Prof. Michael G. Pecht


E-Mail: pecht@calce.umd.edu
Office: (301) 405-5323

Prof. Michael Pecht
Prof. Michael Pecht (30,639+ citations, 81+ H-Index) is a world-renowned expert in strategic planning, design, test, and risk assessment of electronics and information systems. Prof. Pecht has a BS in Physics, an MS in Electrical Engineering and an MS and PhD in Engineering Mechanics from the University of Wisconsin at Madison. He is a Professional Engineer, an IEEE Fellow, an ASME Fellow, an SAE Fellow and an IMAPS Fellow. He is the editor-in-chief of Circuit World, and served as editor-in-chief of IEEE Access for 6 years, IEEE Transactions on Reliability for 9 years, and Microelectronics Reliability for 16 years. He has also served on three U.S. National Academy of Science studies, two U.S. Congressional investigations in automotive safety, and as an expert to the U.S. Food and Drug Administration (FDA).

He is the founder of CALCE (Center for Advanced Life Cycle Engineering) at the University of Maryland, which is funded by over 150 of the world's leading electronics companies at more than US$6M/year. CALCE received the NSF Innovation Award in 2009 and the National Defense Industries Association Award. Prof. Pecht is currently a Chair Professor in Mechanical Engineering and a Professor in Applied Mathematics, Statistics and Scientific Computation at the University of Maryland. He has written more than 30 books on product reliability, development, use and supply chain management. He has also written a series of books on the electronics industry in China, Korea, Japan, and India. He has written over 900 technical articles and has 10 patents

In 2019, he was awarded the PHM Lifetime Achievement Award by the PHM Society. In 2016, he was awarded the IEEE Components, Packaging, and Manufacturing Award for visionary leadership in the development of physics-of-failure-based and prognostics-based approaches to electronic packaging reliability. He was also awarded the Chinese Academy of Sciences President's International Fellowship in 2016. In 2014, he was named Corporate Connector of the Year by the University of Maryland, College Park. In 2013, he was awarded the University of Wisconsin-Madison's College of Engineering Distinguished Achievement Award. In 2011, he received the University of Maryland's Innovation Award for his new concepts in risk management. In 2010, he received the IEEE Exceptional Technical Achievement Award for his innovations in the area of prognostics and systems health management. In 2008, he was awarded the highest reliability honor, the IEEE Reliability Society's Lifetime Achievement Award. He has previously received the European Micro and Nano-Reliability Award for outstanding contributions to reliability research, 3M Research Award for electronics reliability analysis, and the IMAPS William D. Ashman Memorial Achievement Award for his contributions in reliability assessment methods for electronics products and systems.

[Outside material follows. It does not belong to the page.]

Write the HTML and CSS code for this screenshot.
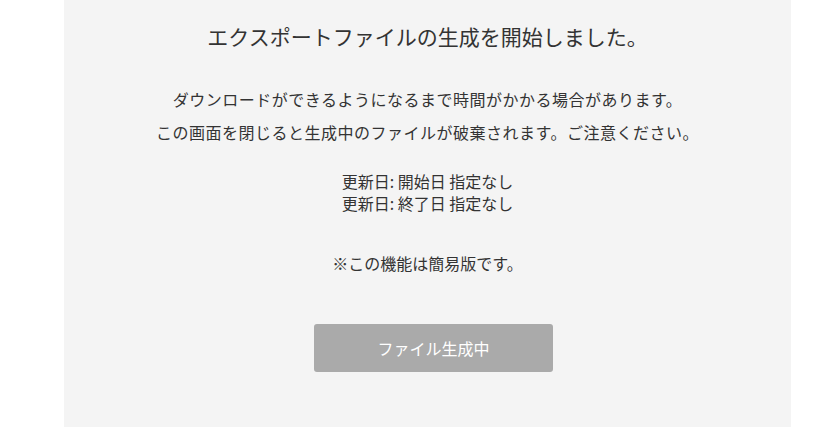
FILE: index.html
```html
<!DOCTYPE html>
<html lang="ja">
<head>
  <meta charset="UTF-8">
  <meta name="viewport" content="width=device-width, initial-scale=1.0">
  <title>エクスポート</title>
  <link rel="stylesheet" href="styles.css">
</head>
<body>
  <div class="panel">
    <h2 class="title">エクスポートファイルの生成を開始しました。</h2>
    <div class="lead">
      <p>ダウンロードができるようになるまで時間がかかる場合があります。</p>
      <p>この画面を閉じると生成中のファイルが破棄されます。ご注意ください。</p>
    </div>
    <div class="dates">
      <p>更新日: 開始日 指定なし</p>
      <p>更新日: 終了日 指定なし</p>
    </div>
    <p class="note">※この機能は簡易版です。</p>
    <div class="actions">
      <button class="button" disabled>ファイル生成中</button>
    </div>
  </div>
</body>
</html>
```

FILE: styles.css
```css
:root {
  --bg: #fff;
  --panel-bg: #f4f4f4;
  --fg: #333;
  --btn-bg: #aaa;
}
* { box-sizing: border-box; }
body {
  margin: 0;
  background: var(--bg);
  color: var(--fg);
  font-family: "Noto Sans CJK JP", "Noto Sans", sans-serif;
}
.panel {
  margin-left: 64px;
  width: 727px;
  min-height: 427px;
  padding-top: 20px;
  background: var(--panel-bg);
  text-align: center;
}
p { margin: 0; }
.title {
  margin: 0;
  font-size: 21px;
  font-weight: normal;
  line-height: 32px;
}
.lead {
  margin-top: 31px;
  font-size: 16px;
  letter-spacing: 0.5px;
  line-height: 33px;
}
.dates {
  margin-top: 21px;
  font-size: 16px;
  line-height: 22px;
}
.note {
  margin-top: 38px;
  font-size: 16px;
  line-height: 22px;
}
.actions {
  display: flex;
  justify-content: center;
  margin-top: 50px;
  padding-left: 12px;
}
.button {
  width: 239px;
  height: 48px;
  border: none;
  border-radius: 3px;
  background: var(--btn-bg);
  color: #fff;
  font-family: inherit;
  font-size: 16px;
}
```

Prof. Pecht's current research focuses on the design, manufacture, supply chain management, test, reliability and safety of electronics components, products and systems. One newer area of focus includes prognostics and systems health management (PHM) using machine learning. PHM is an approach that is used to evaluate the reliability of a system in its actual life-cycle conditions, determine the initiation of failure, and mitigate system risks. Prognostics of a system can yield an advance warning of impending failure in a system and thereby help in maintenance and corrective actions. The outputs of a prognostic assessment of a product are the failure risk, time to failure, remaining useful life, and a prognostic distance within which time-specific maintenance and repair actions can be taken to extend the life of the product. NASA uses the Integrated Vehicle Health Management (IVHM) program for its fleet. Consumer electronics companies, including computer companies such as Dell, are investing a lot of money in prognostics research so that they can harness the benefits of PHM for reducing warranty costs and cutting product qualification time. The data-driven and fusion approaches stand among the three main approaches to implementing prognostics for a system (along with model-based). The data-driven prognostics methods use current and historical data to statistically and probabilistically derive decisions, estimates, and predictions about the health and reliability of products. Data-driven approaches are useful to monitor the health of large multivariate systems and are capable of intelligently detecting and assessing correlated trends in system dynamics to estimate the current and future health of the system. Areas of interest for data-driven approaches include anomaly detection, fault identification, fault isolation, and prediction of remaining useful life (prognostics). Machine learning is highly used in the data-driven approach since it incorporates statistical and probability theory in addition to data preprocessing, dimensionality reduction by compression and transformations, feature extraction, and cleaning (de-noising) of data. Fusion methods which incorporate physics of failure for prognostics offer additional benefits when combined with data-driven methods.